Primeiramente, o título da Lei n.º 12/2003 refere-se apenas à alteração do Regulamento do Imposto Profissional e do Regulamento do Imposto Complementar de Rendimentos; no entanto,o título ou epígrafe da lei não tem valor prescritivo, pois que só o texto da lei o faz. É que o título ou epígrafe da lei apenas anuncia, em duas ou três palavras, o que a lei contém, e não é possível, em muitos casos, fixar um título, necessariamente curto, para uma lei que pode ser extensa e tratar de muitos assuntos. Quando houver contradição entre o título e o texto da lei, é que o texto deveria prevalecer. Ademais, epígrafe por epígrafe, tem mais valor interpretativo a do artigo do que a da lei. Assim, a epígrafe do artigo 2.º da Lei n.º 12/2003refere “Competências em matéria fiscal” e não “Competências em matéria de imposto profissional e de imposto complementar de rendimentos”, o que aponta para que se aplique à generalidade das leis e regulamentos fiscais.

Em segundo, se o artigo 2.º da Lei n.º 12/2003 não revogou, expressamente, o regime de todos os impostos, no que toca ao acto contenciosamente recorrível, foi porque seria muito mais complexa a revogação expressa, já que envolvia todas as leis e regulamentos atinentes a impostos, bem como leis orgânicas. Para evitar que o legislador se esquecesse de revogar uma norma, optou ele por fixar um regime com revogação tácita de todos os regimes em contrário dos anteriores, porque julgou ele ser assim muito mais prudente. Essa é apenas uma opção legislativa, não podendo retirar-se nenhum argumento desta atitude a favor da tese do acórdão do TSI.

O Tribunal Colectivo salientou o disposto no artigo 2.º, n.º 2, da Lei 12/2003, que diz: “quando especialmente se preveja a reclamação para Comissões de Revisão”, porque o legislador sabia bem que nem em todos os impostos existe impugnação da fixação da matéria colectável perante comissão de revisão, ou até não existe esta comissão de revisão. Por isso, se o artigo 2.º se referisse apenas ao imposto profissional e ao imposto complementar de rendimentos, não fazia nenhum sentido dizer-se “quando especialmente se preveja a reclamação para Comissões de Revisão”. Porque nestes impostos, a impugnação da fixação da matéria colectável fazia-se sempre, nos termos do Regulamento do Imposto Profissional e do Regulamento do Imposto Complementar de Rendimentos, para as Comissões de Revisão.
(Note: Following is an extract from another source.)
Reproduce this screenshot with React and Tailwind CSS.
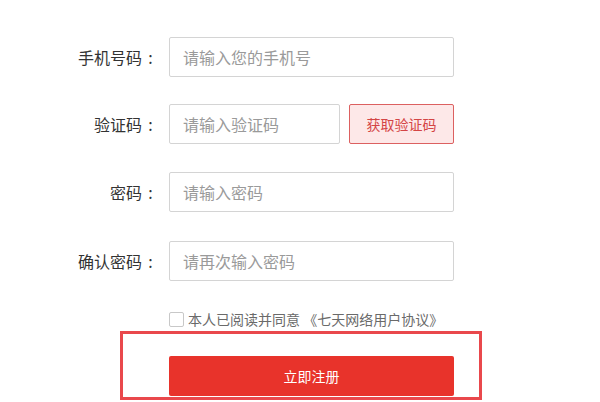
import React from "react";

const fields = [
  { label: "手机号码", placeholder: "请输入您的手机号", mt: "mt-[37px]" },
  { label: "验证码", placeholder: "请输入验证码", mt: "mt-[27px]", code: true },
  { label: "密码", placeholder: "请输入密码", mt: "mt-[28px]", type: "password" },
  { label: "确认密码", placeholder: "请再次输入密码", mt: "mt-[29px]", type: "password" },
];

const Field = ({ label, placeholder, mt, code, type }) => {
  return (
    <div className={`${mt} flex items-center`}>
      <label className="flex w-[159px] justify-end text-[16px] text-[#333]">
        <span>{label}</span>
        <span className="inline-block w-[17px] text-center">:</span>
      </label>
      <div className="ml-[10px] flex w-[285px] items-center">
        <input
          type={type || "text"}
          placeholder={placeholder}
          className={`${code ? "w-[171px]" : "w-[285px]"} h-[40px] rounded-[2px] border border-[#d4d4d4] bg-white pl-[13px] text-[16px] text-[#333] outline-none placeholder:text-[#9a9a9a]`}
        />
        {code && (
          <button className="ml-auto h-[40px] w-[105px] rounded-[2px] border border-[#dc6060] bg-[#fde8e8] text-[14px] text-[#d44545]">
            获取验证码
          </button>
        )}
      </div>
    </div>
  );
};

const App = () => {
  return (
    <div
      className="h-[402px] w-[600px] overflow-hidden bg-white pt-px"
      style={{ fontFamily: '"Noto Sans CJK SC", "Noto Sans", sans-serif' }}
    >
      <div className="-mt-px">
        {fields.map((f) => (
          <Field key={f.label} {...f} />
        ))}
      </div>

      <label className="ml-[169px] mt-[28px] flex h-[20px] items-center text-[14px] text-[#6a6a6a]">
        <span className="h-[15px] w-[15px] rounded-[2px] border border-[#c8c8c8] bg-white" />
        <span className="ml-[4px]">本人已阅读并同意 《七天网络用户协议》</span>
      </label>

      <div className="ml-[120px] mt-[2px] w-[362px] border-[3px] border-[#e9484c] pb-px pl-[46px] pt-[22px]">
        <button className="h-[40px] w-[285px] rounded-[2px] bg-[#e8332b] text-[14px] text-white">
          立即注册
        </button>
      </div>
    </div>
  );
};

export default App;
Face ao exposto, o Tribunal Colectivo do TUI uniformizou a jurisprudência, fixando o seguinte entendimento: o artigo 2.º da Lei n.º 12/2003 aplica-se a todos os impostos e, por conseguinte, também, ao imposto do selo e não apenas aos impostos profissional e complementar de rendimentos.

E concedeu provimento ao recurso, revogando o acórdão recorrido para manter o despacho de 1.ª instância que rejeitou o recurso contencioso por irrecorribilidade.

Cfr. Acórdão do TUI, no Processo n.º 7/2017.

Nos termos do artigo 167.º, n.º 4, do Código do Processo Administrativo Contencioso, a referida decisão de uniformização de jurisprudência é publicada no Boletim Oficial, I Série, de 11 de Novembro de 2019, e constitui jurisprudência obrigatória para os tribunais de Macau a partir da publicação.